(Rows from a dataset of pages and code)
------------
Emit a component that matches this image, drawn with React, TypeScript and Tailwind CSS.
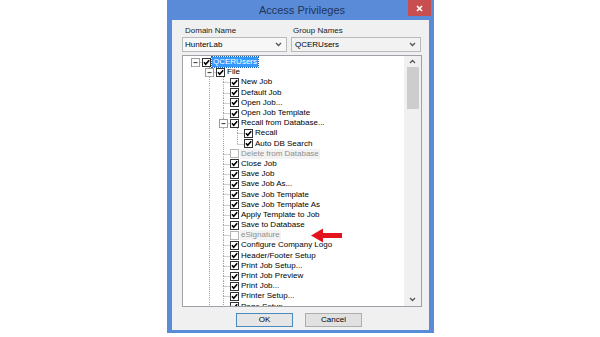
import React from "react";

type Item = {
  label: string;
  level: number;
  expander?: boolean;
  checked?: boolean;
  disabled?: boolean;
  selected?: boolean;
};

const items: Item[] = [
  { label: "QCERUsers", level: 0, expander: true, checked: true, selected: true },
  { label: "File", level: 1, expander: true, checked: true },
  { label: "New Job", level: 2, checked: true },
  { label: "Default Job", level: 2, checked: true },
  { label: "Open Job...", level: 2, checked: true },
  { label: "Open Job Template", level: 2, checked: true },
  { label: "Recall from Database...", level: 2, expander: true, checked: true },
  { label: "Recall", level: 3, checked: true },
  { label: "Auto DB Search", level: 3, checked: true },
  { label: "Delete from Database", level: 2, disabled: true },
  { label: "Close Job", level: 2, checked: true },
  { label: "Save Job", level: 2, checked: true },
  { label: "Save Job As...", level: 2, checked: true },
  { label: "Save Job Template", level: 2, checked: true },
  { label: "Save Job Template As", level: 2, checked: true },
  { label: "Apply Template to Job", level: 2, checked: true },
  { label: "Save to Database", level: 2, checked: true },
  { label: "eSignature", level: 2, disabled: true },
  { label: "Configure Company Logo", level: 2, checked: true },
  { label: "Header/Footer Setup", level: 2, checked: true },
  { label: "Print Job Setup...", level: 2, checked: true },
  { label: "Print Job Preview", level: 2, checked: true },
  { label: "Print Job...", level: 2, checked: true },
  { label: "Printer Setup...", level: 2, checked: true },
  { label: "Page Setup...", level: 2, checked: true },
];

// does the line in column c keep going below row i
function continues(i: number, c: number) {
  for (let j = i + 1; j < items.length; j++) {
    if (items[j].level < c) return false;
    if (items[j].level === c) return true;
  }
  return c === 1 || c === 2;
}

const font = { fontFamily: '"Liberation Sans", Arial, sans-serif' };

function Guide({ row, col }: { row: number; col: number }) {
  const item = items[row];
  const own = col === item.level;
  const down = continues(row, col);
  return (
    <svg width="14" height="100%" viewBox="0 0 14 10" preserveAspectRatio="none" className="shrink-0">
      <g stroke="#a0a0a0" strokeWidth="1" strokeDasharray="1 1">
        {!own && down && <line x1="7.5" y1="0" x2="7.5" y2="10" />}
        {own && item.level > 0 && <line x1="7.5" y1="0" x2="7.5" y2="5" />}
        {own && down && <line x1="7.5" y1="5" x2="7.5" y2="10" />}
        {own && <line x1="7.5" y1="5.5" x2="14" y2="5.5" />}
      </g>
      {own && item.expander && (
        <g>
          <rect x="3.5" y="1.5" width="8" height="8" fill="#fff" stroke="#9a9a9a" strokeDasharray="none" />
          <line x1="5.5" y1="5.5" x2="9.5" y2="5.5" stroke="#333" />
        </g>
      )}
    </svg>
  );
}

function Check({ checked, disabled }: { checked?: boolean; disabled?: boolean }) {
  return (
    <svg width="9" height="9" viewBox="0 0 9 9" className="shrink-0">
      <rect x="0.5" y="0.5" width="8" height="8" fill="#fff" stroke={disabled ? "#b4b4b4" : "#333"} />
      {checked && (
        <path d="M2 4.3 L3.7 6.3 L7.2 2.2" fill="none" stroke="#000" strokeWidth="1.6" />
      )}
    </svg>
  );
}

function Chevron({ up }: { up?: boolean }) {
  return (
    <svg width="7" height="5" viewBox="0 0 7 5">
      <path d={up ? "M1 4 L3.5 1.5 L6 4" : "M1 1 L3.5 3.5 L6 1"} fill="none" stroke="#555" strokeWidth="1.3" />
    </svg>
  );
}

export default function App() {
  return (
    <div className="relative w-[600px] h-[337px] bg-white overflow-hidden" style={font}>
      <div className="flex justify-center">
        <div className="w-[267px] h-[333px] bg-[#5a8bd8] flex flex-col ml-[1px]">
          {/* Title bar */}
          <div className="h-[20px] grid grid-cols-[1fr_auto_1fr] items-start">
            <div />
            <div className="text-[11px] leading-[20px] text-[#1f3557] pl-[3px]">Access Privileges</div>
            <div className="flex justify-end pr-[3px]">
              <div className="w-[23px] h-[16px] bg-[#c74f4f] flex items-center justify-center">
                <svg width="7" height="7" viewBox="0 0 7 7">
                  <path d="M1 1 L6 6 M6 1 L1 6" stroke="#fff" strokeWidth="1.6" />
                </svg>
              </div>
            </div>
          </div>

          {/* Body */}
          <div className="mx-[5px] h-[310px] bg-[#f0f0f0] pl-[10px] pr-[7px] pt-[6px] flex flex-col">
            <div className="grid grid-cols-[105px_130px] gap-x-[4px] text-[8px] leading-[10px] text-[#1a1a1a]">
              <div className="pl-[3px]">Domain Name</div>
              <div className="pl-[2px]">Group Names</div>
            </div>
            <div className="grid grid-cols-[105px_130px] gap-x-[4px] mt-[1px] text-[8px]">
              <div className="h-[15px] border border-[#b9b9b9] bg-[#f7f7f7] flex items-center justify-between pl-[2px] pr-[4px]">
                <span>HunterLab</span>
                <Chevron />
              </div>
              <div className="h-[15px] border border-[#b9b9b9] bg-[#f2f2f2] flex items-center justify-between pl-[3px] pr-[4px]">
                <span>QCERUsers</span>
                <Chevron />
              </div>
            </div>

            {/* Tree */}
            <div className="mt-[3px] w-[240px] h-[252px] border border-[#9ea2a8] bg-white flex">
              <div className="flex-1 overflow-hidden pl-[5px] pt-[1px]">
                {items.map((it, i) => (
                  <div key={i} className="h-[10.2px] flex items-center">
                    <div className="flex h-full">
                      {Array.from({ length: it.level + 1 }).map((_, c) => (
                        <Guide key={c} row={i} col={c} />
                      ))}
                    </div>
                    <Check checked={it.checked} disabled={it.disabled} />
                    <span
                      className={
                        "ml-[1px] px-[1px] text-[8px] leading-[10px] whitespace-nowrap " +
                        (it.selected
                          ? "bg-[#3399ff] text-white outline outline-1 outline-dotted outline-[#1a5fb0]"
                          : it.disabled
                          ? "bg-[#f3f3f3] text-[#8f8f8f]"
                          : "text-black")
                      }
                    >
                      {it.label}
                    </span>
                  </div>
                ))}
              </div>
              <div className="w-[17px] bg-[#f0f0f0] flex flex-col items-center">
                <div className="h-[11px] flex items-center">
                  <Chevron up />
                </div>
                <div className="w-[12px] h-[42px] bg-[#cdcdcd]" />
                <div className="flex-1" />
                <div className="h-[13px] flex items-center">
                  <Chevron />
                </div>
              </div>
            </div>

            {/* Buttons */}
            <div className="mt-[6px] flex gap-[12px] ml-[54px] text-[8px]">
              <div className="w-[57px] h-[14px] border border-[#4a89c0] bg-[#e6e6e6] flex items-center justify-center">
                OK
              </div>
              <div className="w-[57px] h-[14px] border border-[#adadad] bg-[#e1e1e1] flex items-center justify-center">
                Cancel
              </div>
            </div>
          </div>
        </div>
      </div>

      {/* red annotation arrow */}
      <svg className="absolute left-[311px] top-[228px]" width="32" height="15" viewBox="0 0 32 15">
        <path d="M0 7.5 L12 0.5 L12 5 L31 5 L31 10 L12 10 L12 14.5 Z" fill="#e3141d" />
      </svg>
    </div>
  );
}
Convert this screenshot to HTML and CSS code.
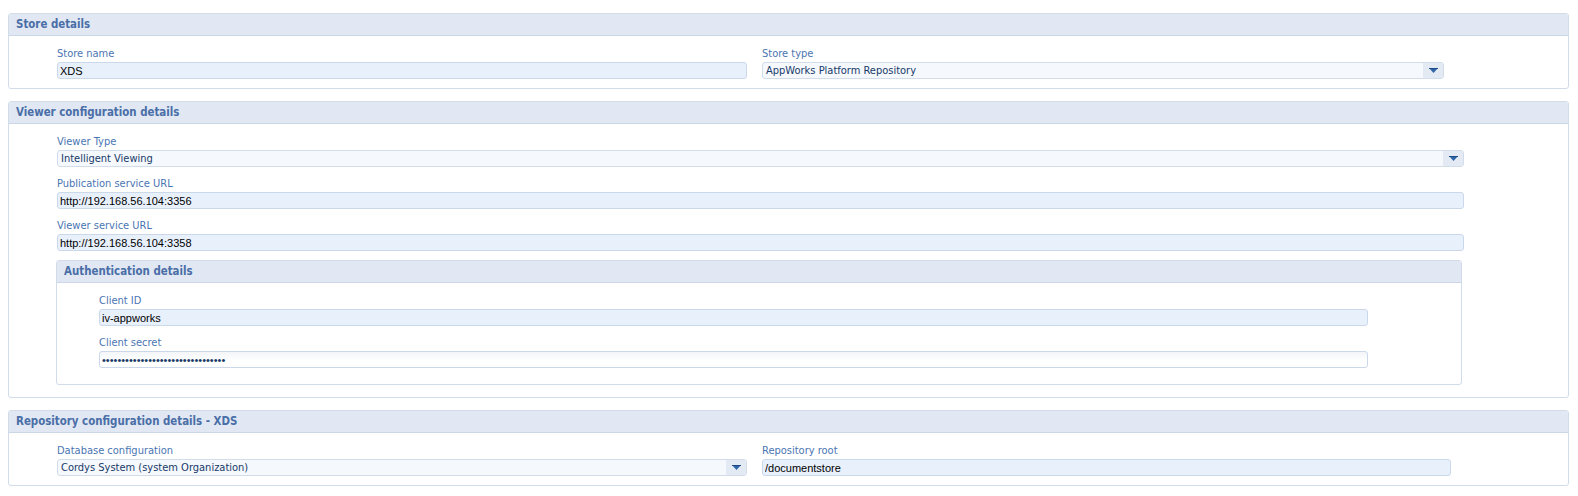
------------
Job
Without including any picture, repeat the data exactly.

The output
Emit a component that matches this image, drawn with React, TypeScript and Tailwind CSS.
import React from "react";

type Item = {
  label: string;
  level: number;
  expander?: boolean;
  checked?: boolean;
  disabled?: boolean;
  selected?: boolean;
};

const items: Item[] = [
  { label: "QCERUsers", level: 0, expander: true, checked: true, selected: true },
  { label: "File", level: 1, expander: true, checked: true },
  { label: "New Job", level: 2, checked: true },
  { label: "Default Job", level: 2, checked: true },
  { label: "Open Job...", level: 2, checked: true },
  { label: "Open Job Template", level: 2, checked: true },
  { label: "Recall from Database...", level: 2, expander: true, checked: true },
  { label: "Recall", level: 3, checked: true },
  { label: "Auto DB Search", level: 3, checked: true },
  { label: "Delete from Database", level: 2, disabled: true },
  { label: "Close Job", level: 2, checked: true },
  { label: "Save Job", level: 2, checked: true },
  { label: "Save Job As...", level: 2, checked: true },
  { label: "Save Job Template", level: 2, checked: true },
  { label: "Save Job Template As", level: 2, checked: true },
  { label: "Apply Template to Job", level: 2, checked: true },
  { label: "Save to Database", level: 2, checked: true },
  { label: "eSignature", level: 2, disabled: true },
  { label: "Configure Company Logo", level: 2, checked: true },
  { label: "Header/Footer Setup", level: 2, checked: true },
  { label: "Print Job Setup...", level: 2, checked: true },
  { label: "Print Job Preview", level: 2, checked: true },
  { label: "Print Job...", level: 2, checked: true },
  { label: "Printer Setup...", level: 2, checked: true },
  { label: "Page Setup...", level: 2, checked: true },
];

// does the line in column c keep going below row i
function continues(i: number, c: number) {
  for (let j = i + 1; j < items.length; j++) {
    if (items[j].level < c) return false;
    if (items[j].level === c) return true;
  }
  return c === 1 || c === 2;
}

const font = { fontFamily: '"Liberation Sans", Arial, sans-serif' };

function Guide({ row, col }: { row: number; col: number }) {
  const item = items[row];
  const own = col === item.level;
  const down = continues(row, col);
  return (
    <svg width="14" height="100%" viewBox="0 0 14 10" preserveAspectRatio="none" className="shrink-0">
      <g stroke="#a0a0a0" strokeWidth="1" strokeDasharray="1 1">
        {!own && down && <line x1="7.5" y1="0" x2="7.5" y2="10" />}
        {own && item.level > 0 && <line x1="7.5" y1="0" x2="7.5" y2="5" />}
        {own && down && <line x1="7.5" y1="5" x2="7.5" y2="10" />}
        {own && <line x1="7.5" y1="5.5" x2="14" y2="5.5" />}
      </g>
      {own && item.expander && (
        <g>
          <rect x="3.5" y="1.5" width="8" height="8" fill="#fff" stroke="#9a9a9a" strokeDasharray="none" />
          <line x1="5.5" y1="5.5" x2="9.5" y2="5.5" stroke="#333" />
        </g>
      )}
    </svg>
  );
}

function Check({ checked, disabled }: { checked?: boolean; disabled?: boolean }) {
  return (
    <svg width="9" height="9" viewBox="0 0 9 9" className="shrink-0">
      <rect x="0.5" y="0.5" width="8" height="8" fill="#fff" stroke={disabled ? "#b4b4b4" : "#333"} />
      {checked && (
        <path d="M2 4.3 L3.7 6.3 L7.2 2.2" fill="none" stroke="#000" strokeWidth="1.6" />
      )}
    </svg>
  );
}

function Chevron({ up }: { up?: boolean }) {
  return (
    <svg width="7" height="5" viewBox="0 0 7 5">
      <path d={up ? "M1 4 L3.5 1.5 L6 4" : "M1 1 L3.5 3.5 L6 1"} fill="none" stroke="#555" strokeWidth="1.3" />
    </svg>
  );
}

export default function App() {
  return (
    <div className="relative w-[600px] h-[337px] bg-white overflow-hidden" style={font}>
      <div className="flex justify-center">
        <div className="w-[267px] h-[333px] bg-[#5a8bd8] flex flex-col ml-[1px]">
          {/* Title bar */}
          <div className="h-[20px] grid grid-cols-[1fr_auto_1fr] items-start">
            <div />
            <div className="text-[11px] leading-[20px] text-[#1f3557] pl-[3px]">Access Privileges</div>
            <div className="flex justify-end pr-[3px]">
              <div className="w-[23px] h-[16px] bg-[#c74f4f] flex items-center justify-center">
                <svg width="7" height="7" viewBox="0 0 7 7">
                  <path d="M1 1 L6 6 M6 1 L1 6" stroke="#fff" strokeWidth="1.6" />
                </svg>
              </div>
            </div>
          </div>

          {/* Body */}
          <div className="mx-[5px] h-[310px] bg-[#f0f0f0] pl-[10px] pr-[7px] pt-[6px] flex flex-col">
            <div className="grid grid-cols-[105px_130px] gap-x-[4px] text-[8px] leading-[10px] text-[#1a1a1a]">
              <div className="pl-[3px]">Domain Name</div>
              <div className="pl-[2px]">Group Names</div>
            </div>
            <div className="grid grid-cols-[105px_130px] gap-x-[4px] mt-[1px] text-[8px]">
              <div className="h-[15px] border border-[#b9b9b9] bg-[#f7f7f7] flex items-center justify-between pl-[2px] pr-[4px]">
                <span>HunterLab</span>
                <Chevron />
              </div>
              <div className="h-[15px] border border-[#b9b9b9] bg-[#f2f2f2] flex items-center justify-between pl-[3px] pr-[4px]">
                <span>QCERUsers</span>
                <Chevron />
              </div>
            </div>

            {/* Tree */}
            <div className="mt-[3px] w-[240px] h-[252px] border border-[#9ea2a8] bg-white flex">
              <div className="flex-1 overflow-hidden pl-[5px] pt-[1px]">
                {items.map((it, i) => (
                  <div key={i} className="h-[10.2px] flex items-center">
                    <div className="flex h-full">
                      {Array.from({ length: it.level + 1 }).map((_, c) => (
                        <Guide key={c} row={i} col={c} />
                      ))}
                    </div>
                    <Check checked={it.checked} disabled={it.disabled} />
                    <span
                      className={
                        "ml-[1px] px-[1px] text-[8px] leading-[10px] whitespace-nowrap " +
                        (it.selected
                          ? "bg-[#3399ff] text-white outline outline-1 outline-dotted outline-[#1a5fb0]"
                          : it.disabled
                          ? "bg-[#f3f3f3] text-[#8f8f8f]"
                          : "text-black")
                      }
                    >
                      {it.label}
                    </span>
                  </div>
                ))}
              </div>
              <div className="w-[17px] bg-[#f0f0f0] flex flex-col items-center">
                <div className="h-[11px] flex items-center">
                  <Chevron up />
                </div>
                <div className="w-[12px] h-[42px] bg-[#cdcdcd]" />
                <div className="flex-1" />
                <div className="h-[13px] flex items-center">
                  <Chevron />
                </div>
              </div>
            </div>

            {/* Buttons */}
            <div className="mt-[6px] flex gap-[12px] ml-[54px] text-[8px]">
              <div className="w-[57px] h-[14px] border border-[#4a89c0] bg-[#e6e6e6] flex items-center justify-center">
                OK
              </div>
              <div className="w-[57px] h-[14px] border border-[#adadad] bg-[#e1e1e1] flex items-center justify-center">
                Cancel
              </div>
            </div>
          </div>
        </div>
      </div>

      {/* red annotation arrow */}
      <svg className="absolute left-[311px] top-[228px]" width="32" height="15" viewBox="0 0 32 15">
        <path d="M0 7.5 L12 0.5 L12 5 L31 5 L31 10 L12 10 L12 14.5 Z" fill="#e3141d" />
      </svg>
    </div>
  );
}
Convert this screenshot to HTML and CSS code.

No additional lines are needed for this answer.